Per chi è abituato a girare per vigne ben radicate sulla terra può destare una prima diffidenza un progetto di vino che unisce terra e mare. Anche perché il mare in questione non è quello che tanti secoli fa ha forgiato le rocce dello Spungone, e neppure, andando all’oggi, quello a due passi dalla spiaggia che ti fa arrivare agli scogli senza la benché minima la fatica di una bracciata. Quello di cui parliamo parla dei fondali dell’Adriatico che si inabissano a oltre 30 metri, fondali che neanche il sistema tecnologico più avanzato è riuscito a scandagliare del tutto.
È a queste profondità che il ravennate Gianluca Grilli ha avuto l’intuizione di “affondare” le sue bottiglie, scegliendo l’underwater dell’Adriatico come cantina di affinamento. Il punto è che questi vini all’assaggio sono decisamente unici, tanto da mettere in soffitta, ops sott’acqua, le preventive diffidenze iniziali. Scrivo questo dopo avere preso parte a una serata di presentazione dei vini avvenuta a Ravenna nel rinnovato showroom di Tenuta del Paguro a Ravenna. Perché è così che si chiama questo progetto che all’enologia unisce la cultura, nato, racconta Grilli, da “un pranzo con Tonino Guerra”.
Il Paguro infatti oltre ad essere un crostaceo, è anche un relitto inabissato nel Mare Adriatico nel 1965 a 35 metri di profondità, trasformatosi con gli anni in un’oasi sottomarina. Dunque, Ravenna, il mare, le piattaforme e la sua storia.
A tutto questo manca un dato fondamentale: i vigneti. Si trovano sui terreni argillosi della Vena del Gesso, nelle colline di Riolo Terme. Qui ci sono i due vitigni principe della Romagna, Sangiovese e Albana, e due internazionali Merlot e Cabernet. La cantina è curata dall’enologo Stefano Giardi. A tutto questo poi si aggiunge la novità di una evoluzione del progetto: uno Champagne -52, affinato nelle profondità del mare a Portofino, in una startup (Jamin) che coinvolge anche il sommelier di origine greca Emanuele Kottakhs.

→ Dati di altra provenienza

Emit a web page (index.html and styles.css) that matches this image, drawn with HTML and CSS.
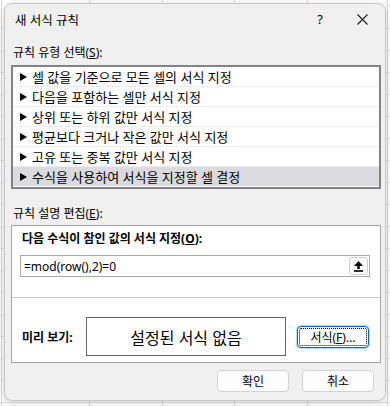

Ed è proprio dal Pinot Nero 100% inabissato a una profondità monstre è partito il viaggio nello showroom di Tenuta del Paguro, accompagnato dai piatti firmati da Matteo Salbaroli del ristorante L’Acciuga di Ravenna. Quello che francamente stupisce dello champagne, realizzato insieme a una maison francese, è la morbidezza della bollicina, che avvolge senza invadere il palato, a differenza di tanti Pinot impattanti in purezza. Ottimo poi lo sposalizio d’ouverture, una ricciola con lattuga e zabaione alla bernese.
Il secondo vino è stato un’Albana secco, “presentato per la prima volta a Vinitaly 2019 lasciando tutti stupefatti”, ha spiegato Kottakhs. Si chiama ‘Squilla Mantis’, è dotato di un bel giallo paglierino con riflessi dorati, all’assaggio assembla nel giusto modo sapidità e freschezza. Azzeccato anche l’abbinamento di canocchie con cavolfiore e aglio.
Il percorso si è chiuso con un Merlot in purezza, ‘Homarus’, inabissato come tutti i vini a meno 30 metri in gabbie di acciaio inox per almeno 12 mesi con una temperatura costante di 10-13 gradi. Il vino al palato esprime tutta la sua potenzialità di confetture mature e sotto spirito, ed è stato abbinato a due piatti: baccalà con asparagi e bottarga (sbalorditivo); mafrigol al brodetto di bosega e alloro.
Infine un dettaglio importante: i nomi dei vini. Sono il nome latino di un pesce, punto di congiunzione storica tra la Ravenna bizantina e quella romana. A conferma che di “progetto enologico e culturale parliamo”, sempre nelle parole di Gianluca Grilli.